**EXERCISE OBJECTIVE**
The required output is a single number: how many lines of the material contain the string "that".

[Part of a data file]
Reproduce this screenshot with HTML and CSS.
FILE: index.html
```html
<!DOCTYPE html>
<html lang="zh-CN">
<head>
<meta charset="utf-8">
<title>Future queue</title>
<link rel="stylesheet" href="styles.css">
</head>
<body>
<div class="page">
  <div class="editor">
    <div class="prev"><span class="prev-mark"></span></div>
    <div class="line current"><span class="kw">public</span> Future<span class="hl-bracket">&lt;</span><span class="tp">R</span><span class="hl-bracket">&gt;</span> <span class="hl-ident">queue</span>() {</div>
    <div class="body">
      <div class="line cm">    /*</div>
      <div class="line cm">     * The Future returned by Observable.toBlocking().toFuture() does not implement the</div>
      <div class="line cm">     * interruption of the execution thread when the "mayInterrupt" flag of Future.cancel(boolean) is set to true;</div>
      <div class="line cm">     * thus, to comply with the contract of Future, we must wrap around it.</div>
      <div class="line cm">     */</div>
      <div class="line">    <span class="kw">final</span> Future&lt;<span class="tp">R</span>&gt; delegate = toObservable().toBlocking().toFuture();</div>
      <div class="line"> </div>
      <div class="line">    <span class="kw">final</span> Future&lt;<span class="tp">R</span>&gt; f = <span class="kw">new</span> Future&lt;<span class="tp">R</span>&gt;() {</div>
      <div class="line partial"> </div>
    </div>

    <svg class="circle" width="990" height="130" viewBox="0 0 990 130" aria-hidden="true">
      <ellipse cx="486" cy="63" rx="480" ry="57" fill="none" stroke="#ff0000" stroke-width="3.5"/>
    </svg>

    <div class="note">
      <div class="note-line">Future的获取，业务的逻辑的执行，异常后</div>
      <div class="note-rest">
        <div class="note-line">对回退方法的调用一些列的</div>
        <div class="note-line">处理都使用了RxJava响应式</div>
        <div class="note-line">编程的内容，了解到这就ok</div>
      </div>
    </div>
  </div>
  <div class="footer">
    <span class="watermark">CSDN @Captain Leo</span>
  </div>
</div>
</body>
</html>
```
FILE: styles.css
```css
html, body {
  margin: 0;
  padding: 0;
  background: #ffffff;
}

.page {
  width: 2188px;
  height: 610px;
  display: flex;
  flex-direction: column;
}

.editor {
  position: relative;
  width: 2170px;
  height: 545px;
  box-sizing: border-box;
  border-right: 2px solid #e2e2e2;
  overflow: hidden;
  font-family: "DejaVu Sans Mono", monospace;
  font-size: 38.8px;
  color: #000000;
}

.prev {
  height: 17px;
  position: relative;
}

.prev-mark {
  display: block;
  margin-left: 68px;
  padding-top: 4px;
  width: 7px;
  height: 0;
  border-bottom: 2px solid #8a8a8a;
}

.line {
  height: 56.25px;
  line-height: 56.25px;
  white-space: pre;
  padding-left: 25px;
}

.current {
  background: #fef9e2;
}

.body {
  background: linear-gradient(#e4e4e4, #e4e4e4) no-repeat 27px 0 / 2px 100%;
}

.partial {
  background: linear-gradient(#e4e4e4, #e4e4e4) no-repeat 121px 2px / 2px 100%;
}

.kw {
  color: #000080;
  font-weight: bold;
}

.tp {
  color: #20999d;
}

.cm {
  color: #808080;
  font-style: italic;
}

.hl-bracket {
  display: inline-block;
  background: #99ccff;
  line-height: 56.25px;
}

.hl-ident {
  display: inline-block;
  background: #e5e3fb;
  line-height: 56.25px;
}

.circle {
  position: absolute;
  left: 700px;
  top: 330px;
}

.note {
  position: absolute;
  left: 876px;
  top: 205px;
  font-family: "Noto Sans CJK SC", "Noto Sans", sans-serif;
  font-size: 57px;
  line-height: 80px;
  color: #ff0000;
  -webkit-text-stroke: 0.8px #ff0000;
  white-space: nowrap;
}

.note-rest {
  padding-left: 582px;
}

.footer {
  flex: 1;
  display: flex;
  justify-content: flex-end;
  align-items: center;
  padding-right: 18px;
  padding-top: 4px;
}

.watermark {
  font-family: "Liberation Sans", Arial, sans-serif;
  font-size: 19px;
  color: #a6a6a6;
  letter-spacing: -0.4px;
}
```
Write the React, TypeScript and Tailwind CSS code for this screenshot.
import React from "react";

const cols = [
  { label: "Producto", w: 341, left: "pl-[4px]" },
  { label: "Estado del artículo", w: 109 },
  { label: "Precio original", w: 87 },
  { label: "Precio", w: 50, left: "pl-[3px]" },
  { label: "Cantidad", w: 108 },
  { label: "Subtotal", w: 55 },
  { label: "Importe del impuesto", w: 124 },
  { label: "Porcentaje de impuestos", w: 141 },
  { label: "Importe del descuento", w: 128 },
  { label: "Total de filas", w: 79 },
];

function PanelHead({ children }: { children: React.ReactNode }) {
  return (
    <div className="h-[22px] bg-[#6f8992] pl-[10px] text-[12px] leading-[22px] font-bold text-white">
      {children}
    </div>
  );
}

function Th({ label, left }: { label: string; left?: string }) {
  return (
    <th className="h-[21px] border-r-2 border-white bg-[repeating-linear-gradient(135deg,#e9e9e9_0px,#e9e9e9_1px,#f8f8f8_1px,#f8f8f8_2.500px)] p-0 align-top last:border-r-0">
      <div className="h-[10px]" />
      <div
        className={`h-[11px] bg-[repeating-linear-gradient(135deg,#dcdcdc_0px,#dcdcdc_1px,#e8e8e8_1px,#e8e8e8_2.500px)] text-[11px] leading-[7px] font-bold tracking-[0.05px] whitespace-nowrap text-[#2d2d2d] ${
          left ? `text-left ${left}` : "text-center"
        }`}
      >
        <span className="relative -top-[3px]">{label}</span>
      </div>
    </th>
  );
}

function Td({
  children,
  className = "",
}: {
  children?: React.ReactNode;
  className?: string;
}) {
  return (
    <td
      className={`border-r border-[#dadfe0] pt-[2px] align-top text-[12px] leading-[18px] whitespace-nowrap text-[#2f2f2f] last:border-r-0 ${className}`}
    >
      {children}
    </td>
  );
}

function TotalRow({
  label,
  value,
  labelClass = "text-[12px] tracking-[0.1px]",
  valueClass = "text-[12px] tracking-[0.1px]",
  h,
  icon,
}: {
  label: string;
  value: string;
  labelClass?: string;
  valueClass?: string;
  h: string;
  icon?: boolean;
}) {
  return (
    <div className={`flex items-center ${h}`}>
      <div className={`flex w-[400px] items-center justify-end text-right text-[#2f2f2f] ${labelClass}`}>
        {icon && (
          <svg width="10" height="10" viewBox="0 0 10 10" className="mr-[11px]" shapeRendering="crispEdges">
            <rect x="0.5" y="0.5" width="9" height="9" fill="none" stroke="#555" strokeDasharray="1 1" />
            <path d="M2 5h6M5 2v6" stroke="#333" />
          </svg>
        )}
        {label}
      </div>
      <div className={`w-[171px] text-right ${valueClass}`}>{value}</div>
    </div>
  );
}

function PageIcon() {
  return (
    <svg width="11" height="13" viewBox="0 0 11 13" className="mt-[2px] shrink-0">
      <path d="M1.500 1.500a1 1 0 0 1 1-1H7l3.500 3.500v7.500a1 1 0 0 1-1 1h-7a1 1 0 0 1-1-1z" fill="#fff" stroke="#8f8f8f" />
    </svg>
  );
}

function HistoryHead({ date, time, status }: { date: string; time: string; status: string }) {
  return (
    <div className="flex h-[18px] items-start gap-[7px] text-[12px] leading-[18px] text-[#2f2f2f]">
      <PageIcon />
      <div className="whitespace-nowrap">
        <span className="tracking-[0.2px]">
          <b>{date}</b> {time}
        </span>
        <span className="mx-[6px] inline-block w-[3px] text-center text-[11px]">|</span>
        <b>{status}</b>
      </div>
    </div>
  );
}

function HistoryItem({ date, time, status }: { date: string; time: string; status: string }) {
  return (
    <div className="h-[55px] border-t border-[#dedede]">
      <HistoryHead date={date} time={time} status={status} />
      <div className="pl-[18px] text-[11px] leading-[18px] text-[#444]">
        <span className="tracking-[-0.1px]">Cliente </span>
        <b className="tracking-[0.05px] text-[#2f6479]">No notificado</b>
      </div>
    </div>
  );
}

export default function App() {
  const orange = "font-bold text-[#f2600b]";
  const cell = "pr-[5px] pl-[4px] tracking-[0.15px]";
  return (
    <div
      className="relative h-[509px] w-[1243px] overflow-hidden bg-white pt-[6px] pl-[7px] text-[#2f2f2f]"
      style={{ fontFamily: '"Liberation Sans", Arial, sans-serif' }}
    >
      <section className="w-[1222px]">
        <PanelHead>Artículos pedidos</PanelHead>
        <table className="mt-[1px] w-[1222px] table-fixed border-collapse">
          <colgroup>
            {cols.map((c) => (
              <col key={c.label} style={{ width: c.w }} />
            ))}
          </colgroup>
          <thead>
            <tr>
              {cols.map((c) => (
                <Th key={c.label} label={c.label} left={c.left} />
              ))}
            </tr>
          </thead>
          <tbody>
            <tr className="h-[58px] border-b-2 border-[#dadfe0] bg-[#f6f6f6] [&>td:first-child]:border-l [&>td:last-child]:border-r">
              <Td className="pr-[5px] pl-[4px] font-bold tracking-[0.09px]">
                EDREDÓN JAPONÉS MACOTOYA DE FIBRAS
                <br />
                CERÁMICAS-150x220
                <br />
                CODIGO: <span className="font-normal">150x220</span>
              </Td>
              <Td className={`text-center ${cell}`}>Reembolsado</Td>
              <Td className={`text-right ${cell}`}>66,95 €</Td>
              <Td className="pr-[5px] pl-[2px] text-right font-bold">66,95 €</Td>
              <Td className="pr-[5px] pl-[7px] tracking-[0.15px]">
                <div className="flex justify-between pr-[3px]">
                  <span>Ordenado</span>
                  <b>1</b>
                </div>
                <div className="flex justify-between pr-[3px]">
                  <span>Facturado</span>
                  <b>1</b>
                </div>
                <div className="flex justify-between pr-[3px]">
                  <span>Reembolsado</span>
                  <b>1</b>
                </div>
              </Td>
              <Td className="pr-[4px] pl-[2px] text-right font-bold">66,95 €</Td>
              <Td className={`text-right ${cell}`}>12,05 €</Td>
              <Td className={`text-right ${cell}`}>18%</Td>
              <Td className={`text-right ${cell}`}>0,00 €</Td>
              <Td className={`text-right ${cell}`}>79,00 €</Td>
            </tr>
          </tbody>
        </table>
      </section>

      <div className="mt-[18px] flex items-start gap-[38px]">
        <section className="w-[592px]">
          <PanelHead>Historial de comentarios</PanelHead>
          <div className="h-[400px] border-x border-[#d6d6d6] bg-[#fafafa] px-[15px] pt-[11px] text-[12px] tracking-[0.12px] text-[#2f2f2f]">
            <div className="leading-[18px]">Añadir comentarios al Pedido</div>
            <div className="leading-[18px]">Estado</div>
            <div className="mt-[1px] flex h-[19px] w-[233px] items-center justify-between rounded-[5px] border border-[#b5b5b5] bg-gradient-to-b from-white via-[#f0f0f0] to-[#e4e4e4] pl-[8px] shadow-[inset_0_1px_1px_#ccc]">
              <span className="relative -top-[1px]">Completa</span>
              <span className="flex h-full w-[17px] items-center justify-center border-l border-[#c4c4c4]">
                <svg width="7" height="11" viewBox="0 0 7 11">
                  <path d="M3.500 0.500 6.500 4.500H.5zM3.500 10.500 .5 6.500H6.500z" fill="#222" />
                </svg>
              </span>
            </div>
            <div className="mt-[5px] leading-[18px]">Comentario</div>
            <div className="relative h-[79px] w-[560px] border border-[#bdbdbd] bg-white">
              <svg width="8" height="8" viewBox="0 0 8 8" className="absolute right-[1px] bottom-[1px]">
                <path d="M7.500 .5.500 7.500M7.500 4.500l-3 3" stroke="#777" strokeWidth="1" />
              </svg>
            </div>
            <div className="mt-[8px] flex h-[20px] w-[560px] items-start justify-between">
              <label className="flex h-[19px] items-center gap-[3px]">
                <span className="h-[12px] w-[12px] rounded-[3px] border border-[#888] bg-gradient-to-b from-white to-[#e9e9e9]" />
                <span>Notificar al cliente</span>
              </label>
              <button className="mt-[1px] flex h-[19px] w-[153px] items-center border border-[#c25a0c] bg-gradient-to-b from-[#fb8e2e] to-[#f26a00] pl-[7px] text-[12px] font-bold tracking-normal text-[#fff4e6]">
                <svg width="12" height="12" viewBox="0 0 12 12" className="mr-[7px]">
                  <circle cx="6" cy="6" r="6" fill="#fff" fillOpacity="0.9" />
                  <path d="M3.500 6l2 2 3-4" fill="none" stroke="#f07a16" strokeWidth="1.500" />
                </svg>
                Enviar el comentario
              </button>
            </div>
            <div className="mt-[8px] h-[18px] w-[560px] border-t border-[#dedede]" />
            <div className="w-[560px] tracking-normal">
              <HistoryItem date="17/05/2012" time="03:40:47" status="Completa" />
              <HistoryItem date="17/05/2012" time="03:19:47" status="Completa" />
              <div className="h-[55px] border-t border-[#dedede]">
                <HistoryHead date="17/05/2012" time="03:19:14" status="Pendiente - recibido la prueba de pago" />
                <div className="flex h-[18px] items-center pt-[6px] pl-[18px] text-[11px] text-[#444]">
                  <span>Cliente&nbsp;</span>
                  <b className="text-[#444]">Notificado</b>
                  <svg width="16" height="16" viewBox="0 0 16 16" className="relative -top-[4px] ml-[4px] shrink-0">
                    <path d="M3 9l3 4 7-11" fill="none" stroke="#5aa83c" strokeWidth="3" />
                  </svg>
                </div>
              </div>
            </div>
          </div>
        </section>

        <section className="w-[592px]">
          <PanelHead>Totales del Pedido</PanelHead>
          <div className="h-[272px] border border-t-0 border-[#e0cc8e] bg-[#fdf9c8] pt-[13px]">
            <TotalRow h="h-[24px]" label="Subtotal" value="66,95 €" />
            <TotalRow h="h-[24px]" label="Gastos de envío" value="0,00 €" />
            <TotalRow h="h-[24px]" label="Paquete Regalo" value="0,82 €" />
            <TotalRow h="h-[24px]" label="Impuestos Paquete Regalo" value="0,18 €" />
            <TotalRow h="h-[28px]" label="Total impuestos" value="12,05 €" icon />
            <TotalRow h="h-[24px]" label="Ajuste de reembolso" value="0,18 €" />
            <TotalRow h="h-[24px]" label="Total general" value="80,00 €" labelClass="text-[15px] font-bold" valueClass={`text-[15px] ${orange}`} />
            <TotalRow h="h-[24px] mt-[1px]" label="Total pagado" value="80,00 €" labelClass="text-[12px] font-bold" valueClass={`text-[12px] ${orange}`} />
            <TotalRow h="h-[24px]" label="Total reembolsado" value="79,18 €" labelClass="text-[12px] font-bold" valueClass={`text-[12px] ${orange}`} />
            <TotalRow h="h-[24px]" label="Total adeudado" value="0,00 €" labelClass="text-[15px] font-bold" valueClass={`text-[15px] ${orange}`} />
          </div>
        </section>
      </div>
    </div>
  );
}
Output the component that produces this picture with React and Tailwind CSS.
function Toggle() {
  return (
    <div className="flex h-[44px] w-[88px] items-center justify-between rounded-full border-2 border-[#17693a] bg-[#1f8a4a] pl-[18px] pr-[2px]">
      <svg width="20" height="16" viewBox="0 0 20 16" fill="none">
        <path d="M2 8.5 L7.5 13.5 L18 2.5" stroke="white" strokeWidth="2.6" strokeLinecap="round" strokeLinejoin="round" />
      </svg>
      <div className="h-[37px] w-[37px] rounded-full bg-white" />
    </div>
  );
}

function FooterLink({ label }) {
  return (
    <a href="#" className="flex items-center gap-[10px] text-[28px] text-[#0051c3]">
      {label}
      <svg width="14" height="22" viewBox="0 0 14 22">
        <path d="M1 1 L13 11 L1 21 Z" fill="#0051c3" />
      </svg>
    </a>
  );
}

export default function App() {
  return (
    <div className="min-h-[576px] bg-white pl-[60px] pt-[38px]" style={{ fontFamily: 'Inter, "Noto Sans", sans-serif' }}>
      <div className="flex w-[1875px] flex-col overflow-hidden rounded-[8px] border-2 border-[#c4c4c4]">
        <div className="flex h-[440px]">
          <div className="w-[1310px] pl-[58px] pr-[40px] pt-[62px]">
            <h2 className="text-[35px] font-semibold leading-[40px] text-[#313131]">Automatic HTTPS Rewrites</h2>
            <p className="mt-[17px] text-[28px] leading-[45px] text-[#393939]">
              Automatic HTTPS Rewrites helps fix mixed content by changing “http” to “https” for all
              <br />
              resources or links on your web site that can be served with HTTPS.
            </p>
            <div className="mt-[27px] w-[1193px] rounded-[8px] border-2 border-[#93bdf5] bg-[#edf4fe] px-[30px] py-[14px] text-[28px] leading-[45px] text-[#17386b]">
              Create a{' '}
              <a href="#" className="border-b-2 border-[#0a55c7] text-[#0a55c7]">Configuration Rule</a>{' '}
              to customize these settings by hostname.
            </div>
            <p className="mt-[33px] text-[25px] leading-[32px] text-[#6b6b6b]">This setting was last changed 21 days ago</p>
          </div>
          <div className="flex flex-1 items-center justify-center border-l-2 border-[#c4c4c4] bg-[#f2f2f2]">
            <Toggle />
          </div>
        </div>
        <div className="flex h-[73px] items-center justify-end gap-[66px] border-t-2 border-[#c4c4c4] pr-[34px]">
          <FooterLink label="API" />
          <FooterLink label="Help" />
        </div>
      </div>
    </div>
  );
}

**OUTPUT FOR THIS TASK**
2